Reproduce the listing below without changes, except that pictures are left out.
>>>>
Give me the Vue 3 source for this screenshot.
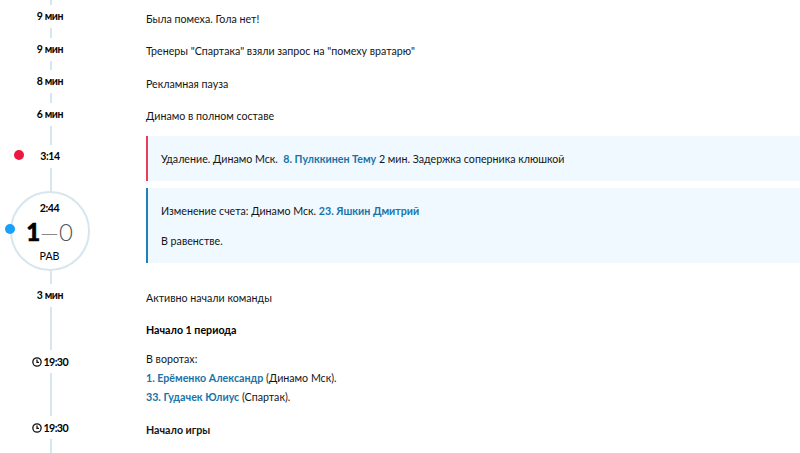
<script setup>
const marks = [
  { label: '9 мин', line: 10 },
  { label: '9 мин', line: 9 },
  { label: '8 мин', line: 10 },
  { label: '6 мин', line: 19 },
  { label: '3:14', line: 23, dot: true },
  { goal: true, label: '2:44', line: 13 },
  { label: '3 мин', line: 43 },
  { label: '19:30', line: 43, clock: true },
  { label: '19:30', line: 14, clock: true }
]
</script>

<template>
  <main class="feed">
    <aside class="track">
      <div class="line lead"></div>
      <template v-for="(m, i) in marks" :key="i">
        <div v-if="m.goal" class="goal">
          <b class="goal-time">{{ m.label }}</b>
          <div class="score"><b>1</b><span class="dash">—</span><span>0</span></div>
          <div class="state">РАВ</div>
          <i class="dot blue"></i>
        </div>
        <div v-else class="mark" :class="{ start: m.clock }">
          <svg v-if="m.clock" class="clock" viewBox="0 0 10 10">
            <circle cx="5" cy="5" r="4.15" />
            <path d="M5 2.4V5.3H7" />
          </svg>
          <b>{{ m.label }}</b>
          <i v-if="m.dot" class="dot red"></i>
        </div>
        <div class="line" :style="{ height: m.line + 'px' }"></div>
      </template>
    </aside>
    <section class="events">
      <p>Была помеха. Гола нет!</p>
      <p>Тренеры "Спартака" взяли запрос на "помеху вратарю"</p>
      <p>Рекламная пауза</p>
      <p>Динамо в полном составе</p>
      <div class="box penalty">Удаление. Динамо Мск. &nbsp;<a>8. Пулккинен Тему</a> 2 мин. Задержка соперника клюшкой</div>
      <div class="box scored">
        <div>Изменение счета: Динамо Мск. <a>23. Яшкин Дмитрий</a></div>
        <div>В равенстве.</div>
      </div>
      <p>Активно начали команды</p>
      <p class="heading">Начало 1 периода</p>
      <div class="keepers">
        <div>В воротах:</div>
        <div><a>1. Ерёменко Александр</a> (Динамо Мск).</div>
        <div><a>33. Гудачек Юлиус</a> (Спартак).</div>
      </div>
      <p><b>Начало игры</b></p>
    </section>
  </main>
</template>

<style>
body { margin: 0; background: #fff; }
</style>

<style scoped>
.feed {
  display: flex;
  height: 453px;
  overflow: hidden;
  font: 10.66px/19px Lato, "Liberation Sans", sans-serif;
  color: #151515;
}
.track {
  width: 100px;
  margin-right: 46px;
  flex: none;
  display: flex;
  flex-direction: column;
  align-items: center;
}
.line { width: 2px; flex: none; background: #d7e6ee; margin-left: 2px; }
.lead { height: 5px; }
.mark {
  position: relative;
  width: 100px;
  height: 23px;
  flex: none;
  display: flex;
  align-items: center;
  justify-content: center;
  gap: 2px;
  font-size: 10.5px;
  letter-spacing: -0.4px;
  color: #000;
}
.mark b { line-height: 23px; }
.start { gap: 1.5px; font-size: 10.66px; letter-spacing: -0.6px; }
.clock { width: 10px; height: 10px; fill: none; stroke: #111; stroke-width: 1.3; }
.goal {
  position: relative;
  box-sizing: border-box;
  width: 80px;
  height: 80px;
  margin-right: 1px;
  flex: none;
  border: 2px solid #d7e6ee;
  border-radius: 50%;
  display: flex;
  flex-direction: column;
  align-items: center;
  color: #000;
}
.goal-time { letter-spacing: -0.45px; line-height: 14px; margin-top: 8px; }
.score {
  display: flex;
  align-items: center;
  font-size: 24px;
  line-height: 33px;
  font-weight: 300;
  color: #555;
}
.score b { font-weight: 900; color: #000; -webkit-text-stroke: 0.6px #000; }
.dash { color: #888; }
.state { line-height: 13px; margin-top: 0.6px; }
.dot { position: absolute; width: 10px; height: 10px; border-radius: 50%; }
.red { left: 13.5px; top: 5px; background: #ec1840; }
.blue { left: -6.5px; top: 31px; background: #18a0fb; }
.events { flex: 1; min-width: 0; padding-top: 9px; white-space: nowrap; }
.events p { margin: 0 0 13.3px; }
.events a { color: #1a73a8; font-weight: 700; }
.box {
  box-sizing: border-box;
  background: #f0f9ff;
  padding: 13px 13px;
  border-left: 2px solid #ec3c5c;
}
.penalty { height: 45px; margin-top: -2.2px; padding-top: 12.5px; }
.scored {
  height: 75px;
  margin: 7px 0 25px;
  border-color: #2080b8;
  display: flex;
  flex-direction: column;
  gap: 11px;
}
.events .heading { font-weight: 700; color: #000; margin: -0.8px 0 10px; }
.keepers { margin-bottom: 14px; }
</style>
<<<<
Problem solution:
Give me the Vue 3 source for this screenshot.
<script setup>
const marks = [
  { label: '9 мин', line: 10 },
  { label: '9 мин', line: 9 },
  { label: '8 мин', line: 10 },
  { label: '6 мин', line: 19 },
  { label: '3:14', line: 23, dot: true },
  { goal: true, label: '2:44', line: 13 },
  { label: '3 мин', line: 43 },
  { label: '19:30', line: 43, clock: true },
  { label: '19:30', line: 14, clock: true }
]
</script>

<template>
  <main class="feed">
    <aside class="track">
      <div class="line lead"></div>
      <template v-for="(m, i) in marks" :key="i">
        <div v-if="m.goal" class="goal">
          <b class="goal-time">{{ m.label }}</b>
          <div class="score"><b>1</b><span class="dash">—</span><span>0</span></div>
          <div class="state">РАВ</div>
          <i class="dot blue"></i>
        </div>
        <div v-else class="mark" :class="{ start: m.clock }">
          <svg v-if="m.clock" class="clock" viewBox="0 0 10 10">
            <circle cx="5" cy="5" r="4.15" />
            <path d="M5 2.4V5.3H7" />
          </svg>
          <b>{{ m.label }}</b>
          <i v-if="m.dot" class="dot red"></i>
        </div>
        <div class="line" :style="{ height: m.line + 'px' }"></div>
      </template>
    </aside>
    <section class="events">
      <p>Была помеха. Гола нет!</p>
      <p>Тренеры "Спартака" взяли запрос на "помеху вратарю"</p>
      <p>Рекламная пауза</p>
      <p>Динамо в полном составе</p>
      <div class="box penalty">Удаление. Динамо Мск. &nbsp;<a>8. Пулккинен Тему</a> 2 мин. Задержка соперника клюшкой</div>
      <div class="box scored">
        <div>Изменение счета: Динамо Мск. <a>23. Яшкин Дмитрий</a></div>
        <div>В равенстве.</div>
      </div>
      <p>Активно начали команды</p>
      <p class="heading">Начало 1 периода</p>
      <div class="keepers">
        <div>В воротах:</div>
        <div><a>1. Ерёменко Александр</a> (Динамо Мск).</div>
        <div><a>33. Гудачек Юлиус</a> (Спартак).</div>
      </div>
      <p><b>Начало игры</b></p>
    </section>
  </main>
</template>

<style>
body { margin: 0; background: #fff; }
</style>

<style scoped>
.feed {
  display: flex;
  height: 453px;
  overflow: hidden;
  font: 10.66px/19px Lato, "Liberation Sans", sans-serif;
  color: #151515;
}
.track {
  width: 100px;
  margin-right: 46px;
  flex: none;
  display: flex;
  flex-direction: column;
  align-items: center;
}
.line { width: 2px; flex: none; background: #d7e6ee; margin-left: 2px; }
.lead { height: 5px; }
.mark {
  position: relative;
  width: 100px;
  height: 23px;
  flex: none;
  display: flex;
  align-items: center;
  justify-content: center;
  gap: 2px;
  font-size: 10.5px;
  letter-spacing: -0.4px;
  color: #000;
}
.mark b { line-height: 23px; }
.start { gap: 1.5px; font-size: 10.66px; letter-spacing: -0.6px; }
.clock { width: 10px; height: 10px; fill: none; stroke: #111; stroke-width: 1.3; }
.goal {
  position: relative;
  box-sizing: border-box;
  width: 80px;
  height: 80px;
  margin-right: 1px;
  flex: none;
  border: 2px solid #d7e6ee;
  border-radius: 50%;
  display: flex;
  flex-direction: column;
  align-items: center;
  color: #000;
}
.goal-time { letter-spacing: -0.45px; line-height: 14px; margin-top: 8px; }
.score {
  display: flex;
  align-items: center;
  font-size: 24px;
  line-height: 33px;
  font-weight: 300;
  color: #555;
}
.score b { font-weight: 900; color: #000; -webkit-text-stroke: 0.6px #000; }
.dash { color: #888; }
.state { line-height: 13px; margin-top: 0.6px; }
.dot { position: absolute; width: 10px; height: 10px; border-radius: 50%; }
.red { left: 13.5px; top: 5px; background: #ec1840; }
.blue { left: -6.5px; top: 31px; background: #18a0fb; }
.events { flex: 1; min-width: 0; padding-top: 9px; white-space: nowrap; }
.events p { margin: 0 0 13.3px; }
.events a { color: #1a73a8; font-weight: 700; }
.box {
  box-sizing: border-box;
  background: #f0f9ff;
  padding: 13px 13px;
  border-left: 2px solid #ec3c5c;
}
.penalty { height: 45px; margin-top: -2.2px; padding-top: 12.5px; }
.scored {
  height: 75px;
  margin: 7px 0 25px;
  border-color: #2080b8;
  display: flex;
  flex-direction: column;
  gap: 11px;
}
.events .heading { font-weight: 700; color: #000; margin: -0.8px 0 10px; }
.keepers { margin-bottom: 14px; }
</style>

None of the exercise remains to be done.